Bright and stylish

Following on from the previous chapters, Karl continues to demonstrate creative lighting setups for studio photography using basic equipment. For this section he adds an additional light, bringing his total to three lights.

Using basic modifiers and equipment, Karl explains his lighting setup and demonstrates the step-by-step process of testing and adjusting his lighting ratio until he reaches the bright and stylish result below.

Starting with his back light, he works his way forward, perfecting each of the three lights as he goes, explaining his thought process and creative decisions throughout the class.

In this photography class we cover the following:

  • Studio Lighting: How to set up multiple studio lights
  • Three light setup for creative portrait photography
  • Softbox lighting setup
  • Using reflectors for portrait photography
  • Using subtle side lighting for creative effect

NOTE: This course is available with English subtitles


  1. Hi, Karl. A technique question that comes up just as I watch you take a series of shots with this model. When you’re shooting in a situation like this where neither you nor the model is moving a lot, how often are you resetting focus? Every shot? In my studio work with models, I’ve gotten in the habit of reacquiring focus on every shot and I feel as if it slows the process down to where I feel as if I “miss my moment” regularly. When I’m shooting at wider apertures, it’s a necessity, but at tighter apertures, I’m not sure.

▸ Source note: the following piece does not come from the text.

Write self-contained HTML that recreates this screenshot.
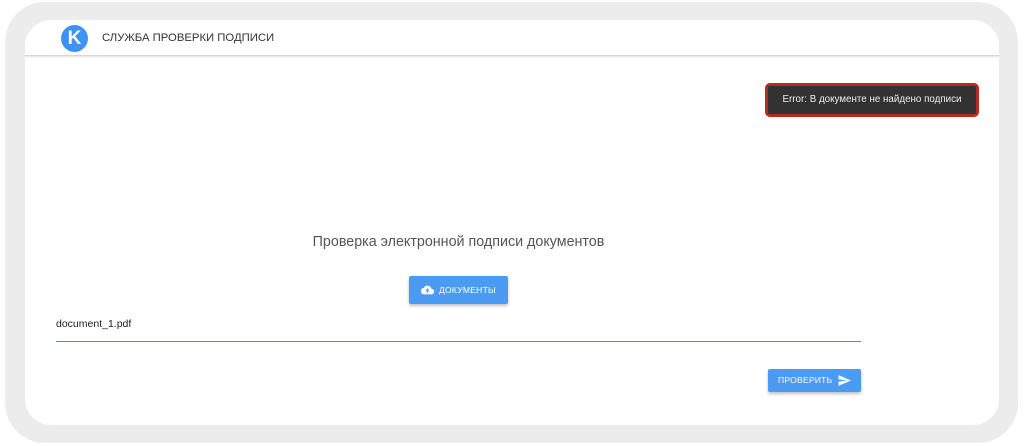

    1. Hi on the medium format most of the time I’m in manual focus and on Fashion shots you have to work slowly as it can only shoot about one pic per second. On 35mm with good lenses the focus is very quick and I will use the AF but one of the focus points off to one side. As the model changes pose this can be difficult because she may end up on the wrong focus point so MF and f16 if neither of you are coming off the plane of focus much will be OK but there is nothing more annoying than seeing a great shot in the results, great pose, lighting etc only to find the eyes aren’t sharp! It happens to all photographers.

  2. It seems as though that dark, soft, ‘painterly’ style of lighting and post-production is EVERYWHERE at the moment. But, I LOVE these bold and punchy lighting set-ups which work beautifully on flawless, young skin. Do you have any suggestions for edgey but flattering light on older skin?

    1. Hi Belinda, it will always be more difficult on older skin but it’s all about the direction of the light so it is possible to use harder light if it is from the front and not too high otherwise it will create too much texture. You might glean some useful tips from this previous live show in fact I’d encourage you to watch as many of the live show replays as possible as often the audience ask useful questions that I answer too.

  3. I have to thank you for helping solve a problem I was facing. @ around the 6:01 mark you were explaining the side light being colder than front light. I did notice this in my shots but didn’t understand why. Now I know. The front light shooting into the skin bouncing warm tones back as opposed to the side light skimming the skin and being daylight balanced. Makes sense!! I rewatch many of your sessions and gain more knowledge each time.

  4. Hi Karl, in this video you mention using a grid for the background light. Can you tell how many degrees the grid is and what size reflector your using with it.